**GIVEN MATERIAL:**
§
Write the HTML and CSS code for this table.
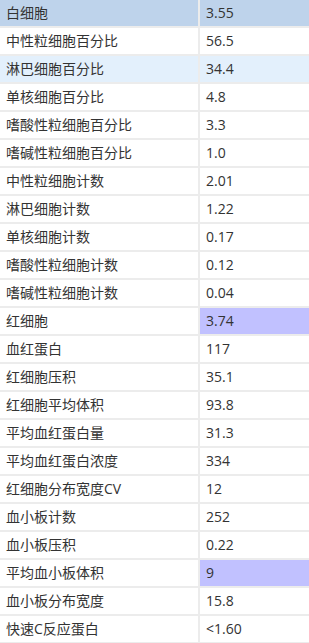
FILE: index.html
```html
<!DOCTYPE html>
<html lang="zh">
<head>
<meta charset="utf-8">
<link rel="stylesheet" href="styles.css">
</head>
<body>
<table class="results">
<tbody>
<tr class="row-head"><td class="name">白细胞</td><td class="val">3.55</td></tr>
<tr><td class="name">中性粒细胞百分比</td><td class="val">56.5</td></tr>
<tr class="row-sel"><td class="name">淋巴细胞百分比</td><td class="val">34.4</td></tr>
<tr><td class="name">单核细胞百分比</td><td class="val">4.8</td></tr>
<tr><td class="name">嗜酸性粒细胞百分比</td><td class="val">3.3</td></tr>
<tr><td class="name">嗜碱性粒细胞百分比</td><td class="val">1.0</td></tr>
<tr><td class="name">中性粒细胞计数</td><td class="val">2.01</td></tr>
<tr><td class="name">淋巴细胞计数</td><td class="val">1.22</td></tr>
<tr><td class="name">单核细胞计数</td><td class="val">0.17</td></tr>
<tr><td class="name">嗜酸性粒细胞计数</td><td class="val">0.12</td></tr>
<tr><td class="name">嗜碱性粒细胞计数</td><td class="val">0.04</td></tr>
<tr><td class="name">红细胞</td><td class="val flag">3.74</td></tr>
<tr><td class="name">血红蛋白</td><td class="val">117</td></tr>
<tr><td class="name">红细胞压积</td><td class="val">35.1</td></tr>
<tr><td class="name">红细胞平均体积</td><td class="val">93.8</td></tr>
<tr><td class="name">平均血红蛋白量</td><td class="val">31.3</td></tr>
<tr><td class="name">平均血红蛋白浓度</td><td class="val">334</td></tr>
<tr><td class="name">红细胞分布宽度CV</td><td class="val">12</td></tr>
<tr><td class="name">血小板计数</td><td class="val">252</td></tr>
<tr><td class="name">血小板压积</td><td class="val">0.22</td></tr>
<tr><td class="name">平均血小板体积</td><td class="val flag">9</td></tr>
<tr><td class="name">血小板分布宽度</td><td class="val">15.8</td></tr>
<tr><td class="name">快速C反应蛋白</td><td class="val">&lt;1.60</td></tr>
</tbody>
</table>
</body>
</html>
```

FILE: styles.css
```css
html, body {
  margin: 0;
  padding: 0;
  background: #ffffff;
}
.results {
  width: 309px;
  border-collapse: collapse;
  table-layout: fixed;
  font-family: "Open Sans", "Noto Sans CJK SC", sans-serif;
  font-size: 14px;
  color: #333333;
}
.results td {
  height: 26px;
  padding: 0 0 0 6px;
  border-bottom: 2px solid #ececec;
  vertical-align: middle;
  line-height: 26px;
  white-space: nowrap;
  box-sizing: border-box;
}
.results td.name {
  width: 199px;
  border-right: 2px solid #ececec;
}
.row-head td {
  background: #bed3eb;
}
.row-sel td {
  background: #e3f0fc;
}
.results td.flag {
  background: #c1c1ff;
}
```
§
**TASK GOAL:** Display every line of the listing that contains the string "table".

**RESPONSE TO THE TASK:**
Write the HTML and CSS code for this table.
<table class="results">
</table>
  table-layout: fixed;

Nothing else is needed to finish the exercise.